Begin PROVIDED DATA

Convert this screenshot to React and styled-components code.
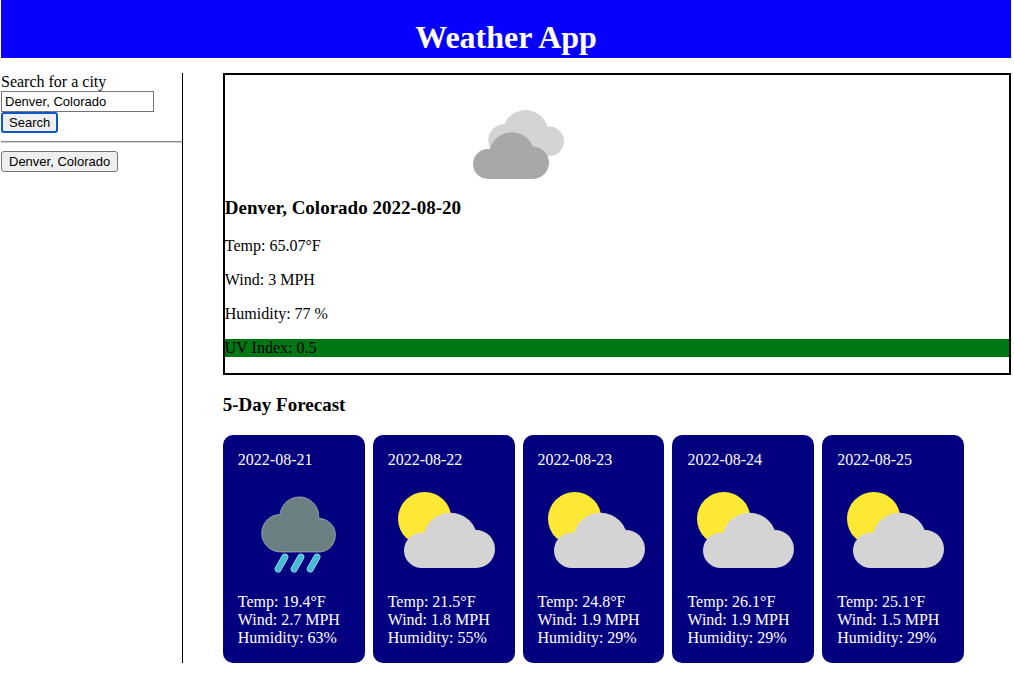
import React, { useState } from "react";
import styled, { createGlobalStyle } from "styled-components";

const GlobalStyle = createGlobalStyle`
  *, *::before, *::after { box-sizing: border-box; }
  body {
    margin: 0 3px 0 1px;
    background: #fff;
    color: #000;
    font: 16px/18px "Liberation Serif", "Times New Roman", serif;
  }
`;

const Header = styled.header`
  padding: 19px 0 3px;
  background: #0800ff;
  color: #fff;
  text-align: center;
`;

const Title = styled.h1`
  margin: 0;
  font-size: 32px;
  line-height: 36px;
`;

const Layout = styled.div`
  display: flex;
  gap: 40px;
  margin-top: 15px;
`;

const Sidebar = styled.aside`
  flex: 0 0 18%;
  border-right: 1px solid #000;
`;

const SearchForm = styled.form`
  display: flex;
  flex-direction: column;
  align-items: flex-start;
`;

const CityInput = styled.input`
  width: 153px;
  height: 21px;
  padding: 1px 3px;
  border: 1px solid #767676;
  border-radius: 0;
  background: #fff;
  color: #000;
  font: 13px "Liberation Sans", Arial, sans-serif;
`;

const Button = styled.button`
  height: 21px;
  padding: 0 ${(p) => (p.$active ? 6 : 7)}px;
  border: ${(p) => (p.$active ? "2px solid #0b57c5" : "1px solid #767676")};
  border-radius: 3px;
  background: #efefef;
  color: #000;
  font: 13px "Liberation Sans", Arial, sans-serif;
`;

const Divider = styled.hr`
  margin: 8px 0;
  border: 0;
  border-top: 1px solid #8c8c8c;
  border-bottom: 1px solid #d0d0d0;
`;

const Main = styled.main`
  flex: 1;
  min-width: 0;
`;

const Today = styled.section`
  border: 2px solid #000;
`;

const TodayIcon = styled.div`
  display: flex;
  justify-content: center;
  width: 75%;
`;

const Heading = styled.h2`
  margin: 19px 0;
  font-size: 19px;
  line-height: 21px;
`;

const Reading = styled.p`
  margin: 16px 0;
  background: ${(p) => p.$background || "transparent"};
`;

const Forecast = styled.div`
  display: flex;
  gap: 8px;
  margin-top: 20px;
`;

const Card = styled.article`
  width: 18%;
  padding: 16px 15px;
  border-radius: 10px;
  background: #03007f;
  color: #fff;
`;

const Drawing = styled.svg`
  display: block;
  overflow: visible;
`;

const Line = styled.div`
  white-space: nowrap;
`;

const CloudsIcon = () => (
  <Drawing width="100" height="103" viewBox="0 0 100 103" aria-hidden="true">
    <g fill="#d4d4d4">
      <circle cx="35.3" cy="65" r="16" />
      <circle cx="56.5" cy="57.8" r="22.8" />
      <circle cx="80.3" cy="66.3" r="14.7" />
      <path d="M35 55H80V81H35Z" />
    </g>
    <g fill="#a8a8a8">
      <circle cx="19" cy="89" r="15" />
      <circle cx="42.8" cy="80.3" r="23" />
      <circle cx="63.7" cy="87.7" r="16.3" />
      <path d="M19 80H64V104H19Z" />
    </g>
  </Drawing>
);

const PartlyCloudyIcon = () => (
  <Drawing width="112" height="124" viewBox="0 0 112 124" aria-hidden="true">
    <circle cx="36.7" cy="49.7" r="26.7" fill="#fde935" />
    <g fill="#d4d4d4">
      <circle cx="33.6" cy="81.4" r="17.6" />
      <circle cx="62.4" cy="70.7" r="27" />
      <circle cx="88" cy="80" r="19" />
      <path d="M33 72H88V99H33Z" />
    </g>
  </Drawing>
);

const RainIcon = () => (
  <Drawing width="112" height="124" viewBox="0 0 112 124" aria-hidden="true">
    <path
      d="M43 83A18.8 18.8 0 0 1 42 45.4A19.4 19.4 0 1 1 80.7 49.3A16.9 16.9 0 0 1 82.4 83Z"
      fill="#6c8083"
      stroke="#c3cccd"
      strokeWidth="0.6"
    />
    <g strokeLinecap="round">
      <path d="M46.9 88L40.1 100M62.9 88L56.1 100M79 88L72.2 100" stroke="#d8f1f5" strokeWidth="6.8" />
      <path d="M46.9 88L40.1 100M62.9 88L56.1 100M79 88L72.2 100" stroke="#45bdd5" strokeWidth="5.8" />
    </g>
  </Drawing>
);

const days = [
  { date: "2022-08-21", Icon: RainIcon, temp: "19.4", wind: "2.7", humidity: 63 },
  { date: "2022-08-22", Icon: PartlyCloudyIcon, temp: "21.5", wind: "1.8", humidity: 55 },
  { date: "2022-08-23", Icon: PartlyCloudyIcon, temp: "24.8", wind: "1.9", humidity: 29 },
  { date: "2022-08-24", Icon: PartlyCloudyIcon, temp: "26.1", wind: "1.9", humidity: 29 },
  { date: "2022-08-25", Icon: PartlyCloudyIcon, temp: "25.1", wind: "1.5", humidity: 29 },
];

export default function App() {
  const [city, setCity] = useState("Denver, Colorado");

  return (
    <>
      <GlobalStyle />
      <Header>
        <Title>Weather App</Title>
      </Header>
      <Layout>
        <Sidebar>
          <SearchForm onSubmit={(e) => e.preventDefault()}>
            <label htmlFor="city">Search for a city</label>
            <CityInput id="city" type="text" value={city} onChange={(e) => setCity(e.target.value)} />
            <Button type="submit" $active>Search</Button>
          </SearchForm>
          <Divider />
          <Button type="button" onClick={() => setCity("Denver, Colorado")}>Denver, Colorado</Button>
        </Sidebar>
        <Main>
          <Today>
            <TodayIcon>
              <CloudsIcon />
            </TodayIcon>
            <Heading>Denver, Colorado 2022-08-20</Heading>
            <Reading>Temp: 65.07°F</Reading>
            <Reading>Wind: 3 MPH</Reading>
            <Reading>Humidity: 77 %</Reading>
            <Reading $background="#007615">UV Index: 0.5</Reading>
          </Today>
          <Heading>5-Day Forecast</Heading>
          <Forecast>
            {days.map(({ date, Icon, temp, wind, humidity }) => (
              <Card key={date}>
                <Line>{date}</Line>
                <Icon />
                <Line>Temp: {temp}°F</Line>
                <Line>Wind: {wind} MPH</Line>
                <Line>Humidity: {humidity}%</Line>
              </Card>
            ))}
          </Forecast>
        </Main>
      </Layout>
    </>
  );
}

End PROVIDED DATA

REQUIREMENT
Without the pictures, transcribe the listing above exactly.

EXPECTED OUTPUT
Convert this screenshot to React and styled-components code.
import React, { useState } from "react";
import styled, { createGlobalStyle } from "styled-components";

const GlobalStyle = createGlobalStyle`
  *, *::before, *::after { box-sizing: border-box; }
  body {
    margin: 0 3px 0 1px;
    background: #fff;
    color: #000;
    font: 16px/18px "Liberation Serif", "Times New Roman", serif;
  }
`;

const Header = styled.header`
  padding: 19px 0 3px;
  background: #0800ff;
  color: #fff;
  text-align: center;
`;

const Title = styled.h1`
  margin: 0;
  font-size: 32px;
  line-height: 36px;
`;

const Layout = styled.div`
  display: flex;
  gap: 40px;
  margin-top: 15px;
`;

const Sidebar = styled.aside`
  flex: 0 0 18%;
  border-right: 1px solid #000;
`;

const SearchForm = styled.form`
  display: flex;
  flex-direction: column;
  align-items: flex-start;
`;

const CityInput = styled.input`
  width: 153px;
  height: 21px;
  padding: 1px 3px;
  border: 1px solid #767676;
  border-radius: 0;
  background: #fff;
  color: #000;
  font: 13px "Liberation Sans", Arial, sans-serif;
`;

const Button = styled.button`
  height: 21px;
  padding: 0 ${(p) => (p.$active ? 6 : 7)}px;
  border: ${(p) => (p.$active ? "2px solid #0b57c5" : "1px solid #767676")};
  border-radius: 3px;
  background: #efefef;
  color: #000;
  font: 13px "Liberation Sans", Arial, sans-serif;
`;

const Divider = styled.hr`
  margin: 8px 0;
  border: 0;
  border-top: 1px solid #8c8c8c;
  border-bottom: 1px solid #d0d0d0;
`;

const Main = styled.main`
  flex: 1;
  min-width: 0;
`;

const Today = styled.section`
  border: 2px solid #000;
`;

const TodayIcon = styled.div`
  display: flex;
  justify-content: center;
  width: 75%;
`;

const Heading = styled.h2`
  margin: 19px 0;
  font-size: 19px;
  line-height: 21px;
`;

const Reading = styled.p`
  margin: 16px 0;
  background: ${(p) => p.$background || "transparent"};
`;

const Forecast = styled.div`
  display: flex;
  gap: 8px;
  margin-top: 20px;
`;

const Card = styled.article`
  width: 18%;
  padding: 16px 15px;
  border-radius: 10px;
  background: #03007f;
  color: #fff;
`;

const Drawing = styled.svg`
  display: block;
  overflow: visible;
`;

const Line = styled.div`
  white-space: nowrap;
`;

const CloudsIcon = () => (
  <Drawing width="100" height="103" viewBox="0 0 100 103" aria-hidden="true">
    <g fill="#d4d4d4">
      <circle cx="35.3" cy="65" r="16" />
      <circle cx="56.5" cy="57.8" r="22.8" />
      <circle cx="80.3" cy="66.3" r="14.7" />
      <path d="M35 55H80V81H35Z" />
    </g>
    <g fill="#a8a8a8">
      <circle cx="19" cy="89" r="15" />
      <circle cx="42.8" cy="80.3" r="23" />
      <circle cx="63.7" cy="87.7" r="16.3" />
      <path d="M19 80H64V104H19Z" />
    </g>
  </Drawing>
);

const PartlyCloudyIcon = () => (
  <Drawing width="112" height="124" viewBox="0 0 112 124" aria-hidden="true">
    <circle cx="36.7" cy="49.7" r="26.7" fill="#fde935" />
    <g fill="#d4d4d4">
      <circle cx="33.6" cy="81.4" r="17.6" />
      <circle cx="62.4" cy="70.7" r="27" />
      <circle cx="88" cy="80" r="19" />
      <path d="M33 72H88V99H33Z" />
    </g>
  </Drawing>
);

const RainIcon = () => (
  <Drawing width="112" height="124" viewBox="0 0 112 124" aria-hidden="true">
    <path
      d="M43 83A18.8 18.8 0 0 1 42 45.4A19.4 19.4 0 1 1 80.7 49.3A16.9 16.9 0 0 1 82.4 83Z"
      fill="#6c8083"
      stroke="#c3cccd"
      strokeWidth="0.6"
    />
    <g strokeLinecap="round">
      <path d="M46.9 88L40.1 100M62.9 88L56.1 100M79 88L72.2 100" stroke="#d8f1f5" strokeWidth="6.8" />
      <path d="M46.9 88L40.1 100M62.9 88L56.1 100M79 88L72.2 100" stroke="#45bdd5" strokeWidth="5.8" />
    </g>
  </Drawing>
);

const days = [
  { date: "2022-08-21", Icon: RainIcon, temp: "19.4", wind: "2.7", humidity: 63 },
  { date: "2022-08-22", Icon: PartlyCloudyIcon, temp: "21.5", wind: "1.8", humidity: 55 },
  { date: "2022-08-23", Icon: PartlyCloudyIcon, temp: "24.8", wind: "1.9", humidity: 29 },
  { date: "2022-08-24", Icon: PartlyCloudyIcon, temp: "26.1", wind: "1.9", humidity: 29 },
  { date: "2022-08-25", Icon: PartlyCloudyIcon, temp: "25.1", wind: "1.5", humidity: 29 },
];

export default function App() {
  const [city, setCity] = useState("Denver, Colorado");

  return (
    <>
      <GlobalStyle />
      <Header>
        <Title>Weather App</Title>
      </Header>
      <Layout>
        <Sidebar>
          <SearchForm onSubmit={(e) => e.preventDefault()}>
            <label htmlFor="city">Search for a city</label>
            <CityInput id="city" type="text" value={city} onChange={(e) => setCity(e.target.value)} />
            <Button type="submit" $active>Search</Button>
          </SearchForm>
          <Divider />
          <Button type="button" onClick={() => setCity("Denver, Colorado")}>Denver, Colorado</Button>
        </Sidebar>
        <Main>
          <Today>
            <TodayIcon>
              <CloudsIcon />
            </TodayIcon>
            <Heading>Denver, Colorado 2022-08-20</Heading>
            <Reading>Temp: 65.07°F</Reading>
            <Reading>Wind: 3 MPH</Reading>
            <Reading>Humidity: 77 %</Reading>
            <Reading $background="#007615">UV Index: 0.5</Reading>
          </Today>
          <Heading>5-Day Forecast</Heading>
          <Forecast>
            {days.map(({ date, Icon, temp, wind, humidity }) => (
              <Card key={date}>
                <Line>{date}</Line>
                <Icon />
                <Line>Temp: {temp}°F</Line>
                <Line>Wind: {wind} MPH</Line>
                <Line>Humidity: {humidity}%</Line>
              </Card>
            ))}
          </Forecast>
        </Main>
      </Layout>
    </>
  );
}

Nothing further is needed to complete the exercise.